La maggior parte dell’hirak, il movimento dei manifestanti, non è contraria al dialogo né all’elezione presidenziale, a condizione che la vecchia nomenclatura resti fuori da qualsiasi incarico futuro, compresi Bensalah e l’attuale primo ministro Bedoui.

Nel frattempo l’Fln, dopo aver acconsentito al ritiro della candidatura di Bouteflika (2 aprile), ha anche appoggiato (10 luglio) l’elezione a grande maggioranza di un nuovo presidente dell’Assemblea nazionale: si tratta di Slimane Chenine, deputato del movimento El Bina, esponente del raggruppamento islamista moderato El Adala-Ennahda-El Bina. È la prima volta dopo 20 anni che un deputato dell’opposizione assume la presidenza del Parlamento.

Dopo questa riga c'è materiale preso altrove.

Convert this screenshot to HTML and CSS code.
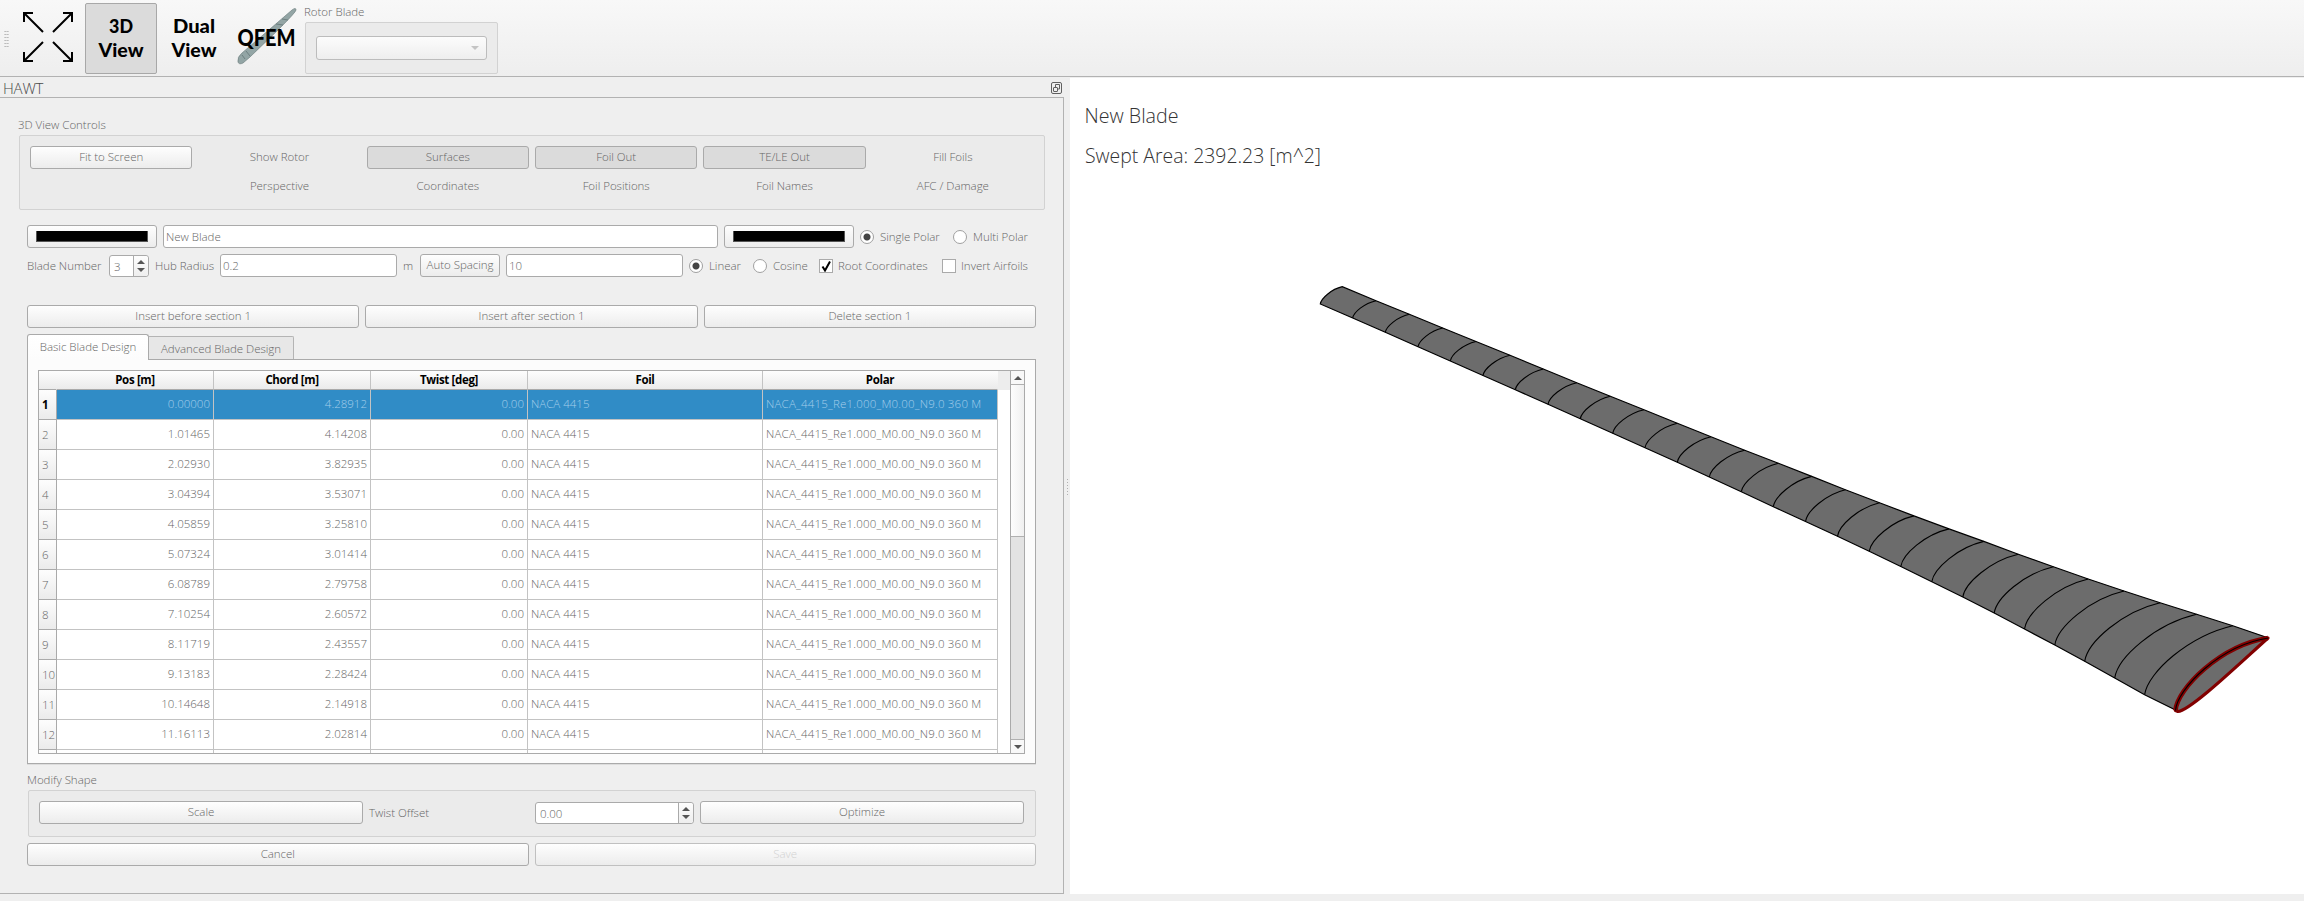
FILE: index.html
```html
<!DOCTYPE html>
<html lang="en">
<head>
<meta charset="utf-8">
<title>HAWT Blade Design</title>
<link rel="stylesheet" href="styles.css">
</head>
<body>
<header class="toolbar">
  <span class="grip"></span>
  <svg class="expand" width="52" height="52" viewBox="0 0 52 52"><g fill="none" stroke="#000" stroke-width="2"><path d="M21 21 2 2M2 11V2H11"/><path d="M31 21 50 2M41 2H50V11"/><path d="M21 31 2 50M2 41V50H11"/><path d="M31 31 50 50M50 41V50H41"/></g></svg>
  <button class="view-btn checked"><svg width="70" height="69"><text x="35" y="28.500" textLength="24" lengthAdjust="spacingAndGlyphs">3D</text><text x="35" y="52.500" textLength="45" lengthAdjust="spacingAndGlyphs">View</text></svg></button>
  <button class="view-btn dual"><svg width="70" height="69"><text x="35" y="28.500" textLength="42" lengthAdjust="spacingAndGlyphs">Dual</text><text x="35" y="52.500" textLength="45" lengthAdjust="spacingAndGlyphs">View</text></svg></button>
  <button class="view-btn qfem"><svg width="64" height="69"><path class="qblade" d="M2 58Q1 53 6 49L34 25 56 6Q60 3 60 6Q60 8 42 26L14 53 7 59Q3 61 2 58Z"/><path class="qgrain" d="M34 25 41 26M40 20 47 21M46 15 52 16M10 47 14 52M6 51 9 55"/><text class="big" x="30.500" y="42" textLength="58" lengthAdjust="spacingAndGlyphs">QFEM</text></svg></button>
  <div class="rotor">
    <span class="label">Rotor Blade</span>
    <div class="frame"><div class="combo"><i class="arrow down pale"></i></div></div>
  </div>
</header>

<main class="workspace">
  <section class="dock">
    <div class="dock-title"><span>HAWT</span>
      <svg width="12" height="12" viewBox="0 0 12 12" fill="none" stroke="#606060"><rect x=".5" y=".5" width="10" height="11" rx="1.500"/><rect x="2.500" y="5.500" width="4" height="4" rx=".5"/><path d="M4.500 5V2.500H8.500V7H7"/></svg>
    </div>
    <div class="dock-body">
      <div class="label g1">3D View Controls</div>
      <div class="frame controls">
        <button class="btn">Fit to Screen</button><span>Show Rotor</span><button class="btn on">Surfaces</button><button class="btn on">Foil Out</button><button class="btn on">TE/LE Out</button><span>Fill Foils</span>
        <span></span><span>Perspective</span><span>Coordinates</span><span>Foil Positions</span><span>Foil Names</span><span>AFC / Damage</span>
      </div>
      <div class="row name-row">
        <button class="btn color"><i></i></button>
        <div class="field name">New Blade</div>
        <button class="btn color"><i></i></button>
        <i class="radio sel"></i><span class="w-single">Single Polar</span>
        <i class="radio"></i><span>Multi Polar</span>
      </div>
      <div class="row param-row">
        <span class="w-number">Blade Number</span>
        <div class="spin small"><span>3</span><b><i class="arrow up"></i><i class="arrow down"></i></b></div>
        <span class="w-hub">Hub Radius</span>
        <div class="field num">0.2</div>
        <span class="w-m">m</span>
        <button class="btn auto">Auto Spacing</button>
        <div class="field num2">10</div>
        <i class="radio sel"></i><span class="w-linear">Linear</span>
        <i class="radio"></i><span class="w-cosine">Cosine</span>
        <i class="check"><svg width="12" height="12"><path d="M2.500 6.500 5 10.500 10 1.500" fill="none" stroke="#000" stroke-width="2"/></svg></i><span class="w-root">Root Coordinates</span>
        <i class="check"></i><span>Invert Airfoils</span>
      </div>
      <div class="row thirds">
        <button class="btn">Insert before section 1</button><button class="btn">Insert after section 1</button><button class="btn">Delete section 1</button>
      </div>
      <div class="tabs"><div class="tab active">Basic Blade Design</div><div class="tab">Advanced Blade Design</div></div>
      <div class="pane">
        <div class="table">
          <div class="grid" id="grid">
            <div class="tr head"><div></div><div>Pos [m]</div><div>Chord [m]</div><div>Twist [deg]</div><div>Foil</div><div>Polar</div></div>
          </div>
          <div class="side"></div>
          <div class="scroll"><div class="sb"><i class="arrow up"></i></div><div class="thumb"></div><div class="trough"></div><div class="sb last"><i class="arrow down"></i></div></div>
        </div>
      </div>
      <div class="label g2">Modify Shape</div>
      <div class="frame modify">
        <button class="btn wide">Scale</button>
        <span class="w-twist">Twist Offset</span>
        <div class="spin offset"><span>0.00</span><b><i class="arrow up"></i><i class="arrow down"></i></b></div>
        <button class="btn wide">Optimize</button>
      </div>
      <div class="row final"><button class="btn">Cancel</button><button class="btn disabled">Save</button></div>
    </div>
  </section>
  <div class="splitter"><i></i></div>
  <section class="view3d">
    <svg id="scene" width="1234" height="816" viewBox="1070 78 1234 816">
      <text x="1084.500" y="123" textLength="94" lengthAdjust="spacingAndGlyphs">New Blade</text>
      <text x="1085" y="163" textLength="236" lengthAdjust="spacingAndGlyphs">Swept Area: 2392.23 [m^2]</text>
    </svg>
  </section>
</main>
<script src="app.js"></script>
</body>
</html>
```
FILE: app.js
```js
// Blade sections: position and chord, twist is zero everywhere
const sections = [
  ["0.00000", "4.28912"], ["1.01465", "4.14208"], ["2.02930", "3.82935"],
  ["3.04394", "3.53071"], ["4.05859", "3.25810"], ["5.07324", "3.01414"],
  ["6.08789", "2.79758"], ["7.10254", "2.60572"], ["8.11719", "2.43557"],
  ["9.13183", "2.28424"], ["10.14648", "2.14918"], ["11.16113", "2.02814"],
];
const grid = document.getElementById("grid");
sections.forEach(([pos, chord], i) => {
  const tr = document.createElement("div");
  tr.className = "tr" + (i === 0 ? " selected" : "");
  tr.innerHTML = [i + 1, pos, chord, "0.00", "NACA 4415", "NACA_4415_Re1.000_M0.00_N9.0 360 M"]
    .map(v => `<div>${v}</div>`).join("");
  grid.append(tr);
});
const stub = document.createElement("div");
stub.className = "tr stub";
stub.innerHTML = "<div></div>".repeat(6);
grid.append(stub);

// Projected trailing and leading edge points, from tip to root
const te = [[1342.3,286.7],[1376,300.7],[1409.3,314.3],[1442.7,328],[1476,341.5],[1510,355.3],[1543.3,369],[1576.7,382.7],[1610.3,396.3],[1644,409.7],[1677.3,423.3],[1711,436.7],[1744.7,450.2],[1778.4,463.3],[1811.7,476.4],[1845.4,489.7],[1879.5,502.7],[1913.9,515.9],[1949,528.9],[1983.8,541.4],[2018.3,554.2],[2053.4,566.7],[2088.2,579],[2124,591],[2160.1,602.7],[2196.6,614.3],[2232.8,625.7],[2267.6,637.6]];
const le = [[1320.3,304],[1352.7,318],[1385.3,332.3],[1418,346.7],[1450.3,361],[1483,375.5],[1515.3,389.7],[1548,404.3],[1580.3,418.8],[1612.7,433.3],[1645,447.7],[1677.3,462.3],[1709.3,477],[1741.3,491.7],[1773.3,506.7],[1805.5,521.5],[1837.5,536.3],[1869.2,551.3],[1900.8,566.5],[1931.8,581.7],[1962.8,597],[1994.2,613],[2024.5,629],[2054.8,645],[2084.7,661.3],[2114.7,678],[2144.6,694.7],[2175.6,710]];
const ns = "http://www.w3.org/2000/svg";
const scene = document.getElementById("scene");
const path = (d, cls) => {
  const p = document.createElementNS(ns, "path");
  p.setAttribute("d", d);
  p.setAttribute("class", cls);
  scene.append(p);
};
const arc = (l, t) => {
  const dx = t[0] - l[0], dy = t[1] - l[1];
  return `C${l[0] + .04 * dx} ${l[1] + .33 * dy} ${l[0] + .5 * dx} ${l[1] + .85 * dy} ${t[0]} ${t[1]}`;
};
path(`M${le[0]}${arc(le[0], te[0])}L${te.slice(1).join("L")}L${le.slice().reverse().join("L")}Z`, "skin");
le.slice(1, -1).forEach((l, i) => path(`M${l}${arc(l, te[i + 1])}`, "rib"));
const upper = "M2175.500 710.500C2177 689 2220 645.500 2268 638";
path(upper + "C2240 663 2190 711 2178 711.500L2175.500 710.500Z", "root");
path(upper, "root-upper");
path(upper, "rib");
```
FILE: styles.css
```css
* { box-sizing: border-box; }
body { margin: 0; width: 2304px; height: 901px; overflow: hidden; background: #efefef; color: #666; font: 300 11.5px/14px "Open Sans", "Noto Sans", sans-serif; letter-spacing: -.03px; }
button { font: inherit; color: inherit; letter-spacing: inherit; padding: 0; }
.toolbar { height: 77px; display: flex; border-bottom: 1px solid #b2b2b2; background: linear-gradient(#f8f8f8, #eeeeee); }
.grip { width: 5px; height: 17px; margin: 30px 13px 0 4px; background: radial-gradient(circle, #b4b4b4 .7px, transparent 1px) 0 0 / 2.500px 3px; }
.expand { margin: 11px 11px 0 0; }
.view-btn { width: 72px; height: 71px; margin-top: 3px; border: 1px solid transparent; border-radius: 2px; background: none; }
.view-btn svg { display: block; overflow: visible; }
.view-btn text { font: 900 19px Lato, sans-serif; letter-spacing: 0; fill: #000; text-anchor: middle; }
.view-btn.checked { background: #dbdbdb; border-color: #a8a8a8; }
.view-btn.dual { margin-left: 1px; }
.view-btn.qfem { width: 66px; margin-left: 5px; }
.view-btn text.big { font-size: 23px; }
.qblade { fill: #93a5a5; stroke: #718282; stroke-width: .7; }
.qgrain { fill: none; stroke: #6d7f80; }
.rotor { margin-left: 4px; padding-top: 5px; }
.rotor .label { display: block; height: 17px; margin-left: -1px; }
.frame { border: 1px solid #d2d2d2; border-radius: 2px; background: #ebebeb; }
.rotor .frame { width: 193px; height: 52px; padding: 13px 10px; }
.combo { height: 24px; border: 1px solid #bcbcbc; border-radius: 3px; background: linear-gradient(#fcfcfc, #eee); display: flex; align-items: center; justify-content: flex-end; padding-right: 7px; }
.arrow { width: 0; height: 0; border: 4px solid transparent; }
.arrow.down { border-top-color: #555; border-bottom: 0; }
.arrow.up { border-bottom-color: #555; border-top: 0; }
.arrow.pale { border-top-color: #c4c4c4; }

.workspace { display: flex; height: 817px; }
.dock { width: 1064px; height: 817px; display: flex; flex-direction: column; }
.dock-title { height: 20px; flex: none; display: flex; justify-content: space-between; padding: 4px 1px 0 3px; font-size: 15px; line-height: 14px; color: #484848; letter-spacing: -.2px; }
.dock-title svg { margin-top: 1px; }
.dock-body { flex: 1; border: 1px solid #b2b2b2; border-left: 0; padding: 20px 27px 0 27px; }
.label.g1 { margin-left: -9px; height: 17px; }
.controls { width: 1026px; height: 75px; margin-left: -8px; padding: 10px; display: grid; grid-template-columns: repeat(6, 1fr); grid-auto-rows: 23px; gap: 6px; }
.controls span { text-align: center; line-height: 22px; }
.btn { height: 23px; border: 1px solid #aaa; border-radius: 3px; background: linear-gradient(#fefefe, #ececec); display: flex; align-items: center; justify-content: center; padding-bottom: 1px; }
.btn.on { background: #dbdbdb; }
.btn.disabled { color: #d2d2d2; border-color: #c0c0c0; }
.row { display: flex; width: 1009px; }
.name-row { margin-top: 15px; align-items: center; height: 23px; white-space: nowrap; }
.color { width: 130px; margin-right: 6px; padding: 0; }
.color i { width: 112px; height: 11px; background: #000; border: 1px solid #555; border-top: 0; }
.field { height: 23px; border: 1px solid #aaa; border-radius: 3px; background: #fff; padding: 4px 2px; }
.name { width: 555px; margin-right: 6px; }
.radio { flex: none; width: 14px; height: 14px; border-radius: 50%; border: 1px solid #a0a0a0; background: #fff; margin-right: 6px; }
.radio.sel { background: radial-gradient(circle, #444 3px, #fff 4px); }
.w-single { width: 73px; }
.param-row { margin-top: 6px; height: 23px; align-items: center; white-space: nowrap; }
.w-number { width: 82px; }
.spin { display: flex; height: 22px; margin-top: 1px; border: 1px solid #aaa; border-radius: 3px; background: #fff; }
.spin span { flex: 1; padding: 4px; }
.spin b { width: 15px; border-left: 1px solid #aaa; background: linear-gradient(#fdfdfd, #eee); border-radius: 0 3px 3px 0; display: flex; flex-direction: column; align-items: center; justify-content: center; gap: 4px; }
.small { width: 40px; margin-right: 6px; }
.w-hub { width: 65px; }
.num { width: 177px; margin-right: 6px; }
.w-m { width: 17px; }
.auto { width: 80px; margin-right: 6px; }
.num2 { width: 177px; margin-right: 6px; }
.w-linear { width: 44px; }
.w-cosine { width: 46px; }
.check { flex: none; width: 14px; height: 14px; border: 1px solid #aaa; background: #fff; margin-right: 5px; }
.check svg { display: block; }
.w-root { width: 104px; }
.thirds { margin-top: 28px; gap: 6px; }
.thirds .btn, .final .btn { flex: 1; }
.tabs { display: flex; align-items: flex-end; height: 31px; }
.tab { position: relative; width: 145px; height: 23px; border: 1px solid #b4b4b4; border-bottom: 0; border-left: 0; border-radius: 0 2px 0 0; background: #e7e7e7; text-align: center; padding-top: 5px; }
.tab.active { z-index: 1; width: 122px; height: 26px; margin-bottom: -1px; border: 1px solid #aaa; border-bottom: 0; border-radius: 3px 3px 0 0; background: linear-gradient(#fff, #fcfcfc); }
.pane { width: 1009px; height: 405px; border: 1px solid #aaa; background: #fcfcfc; padding: 10px; box-shadow: 0 1px #ddd; }
.table { display: flex; width: 987px; height: 384px; border: 1px solid #aaa; background: #fff; overflow: hidden; }
.grid { width: 959px; flex: none; }
.tr { display: grid; grid-template-columns: 18px 157px 157px 157px 235px 235px; height: 30px; }
.tr div { border-right: 1px solid #c3c3c3; border-bottom: 1px solid #c3c3c3; padding: 7px 3px 0; text-align: right; letter-spacing: 0; white-space: nowrap; }
.tr div:nth-child(n+5) { text-align: left; }
.tr div:nth-child(6) { letter-spacing: .2px; }
.tr div:first-child { text-align: left; padding: 8px 0 0 3px; background: linear-gradient(#fdfdfd, #ebebeb); border-color: #aaa; }
.tr.head { height: 19px; }
.tr.head div { text-align: center; padding: 2px 0 0; font-weight: 700; color: #000; letter-spacing: -.35px; background: linear-gradient(#fdfdfd, #ebebeb); border-bottom-color: #aaa; }
.tr.head div:first-child, .tr.head div:last-child { border-right-color: transparent; }
.tr.selected div { background: #308cc6; color: #a4cdea; }
.tr.selected div:first-child { background: linear-gradient(#fdfdfd, #ebebeb); color: #000; font-weight: 700; }
.tr.stub div { height: 30px; }
.side { width: 12px; height: 19px; background: #ededed; }
.scroll { flex: 1; display: flex; flex-direction: column; border-left: 1px solid #aaa; background: #e3e3e3; }
.sb { height: 14px; background: #f8f8f8; border-bottom: 1px solid #b0b0b0; display: flex; align-items: center; justify-content: center; }
.sb.last { border-bottom: 0; border-top: 1px solid #b0b0b0; }
.thumb { height: 152px; background: linear-gradient(90deg, #fdfdfd, #f0f0f0); border-bottom: 1px solid #b0b0b0; }
.trough { flex: 1; }
.label.g2 { margin-top: 9px; height: 17px; }
.modify { width: 1008px; height: 47px; margin-left: 1px; padding: 10px; display: flex; }
.wide { width: 324px; }
.w-twist { width: 172px; padding: 5px 0 0 6px; }
.offset { width: 159px; margin-right: 6px; }
.final { margin-top: 6px; gap: 6px; }

.splitter { width: 6px; height: 817px; padding: 402px 0 0 3px; }
.splitter i { display: block; width: 1px; height: 17px; background: repeating-linear-gradient(#b0b0b0 0 1px, transparent 1px 3px); }
.view3d { width: 1234px; height: 816px; margin-top: 1px; background: #fff; }
#scene { display: block; }
#scene text { font: 300 20px "Open Sans", "Noto Sans", sans-serif; letter-spacing: 0; fill: #333; }
.skin { fill: #6c6c6c; stroke: #000; stroke-width: 1.2; }
.rib { fill: none; stroke: #000; stroke-width: 1.1; }
.root { fill: #6c6c6c; stroke: #820000; stroke-width: 3.2; stroke-linejoin: round; }
.root-upper { fill: none; stroke: #820000; stroke-width: 4.6; }
```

Mentre l’esercito sta a guardare, una buona parte della magistratura sta invece appoggiando l’hirak dei manifestanti: da febbraio sono stati arrestati almeno 23 tra ex esponenti del precedente governo, uomini d’affari e faccendieri (alcuni pizzicati al confine con borse piene di denaro): tutti ex mammasantissima di primo piano, accusati a vario titolo di corruzione e appropriazioni indebite.

Naturalmente la situazione è appesa ad un filo, e tanti sperano che non vengano fuori all’ultimo momento poteri occulti interni o esterni che si auto-assumano l’incarico di “salvare” il Paese da se stesso.

Grande Algeria! Auguri fortissimi per entrambe le partite in gioco: per la finale della Coppa d’Africa e, soprattutto, per il nuovo assetto del Paese.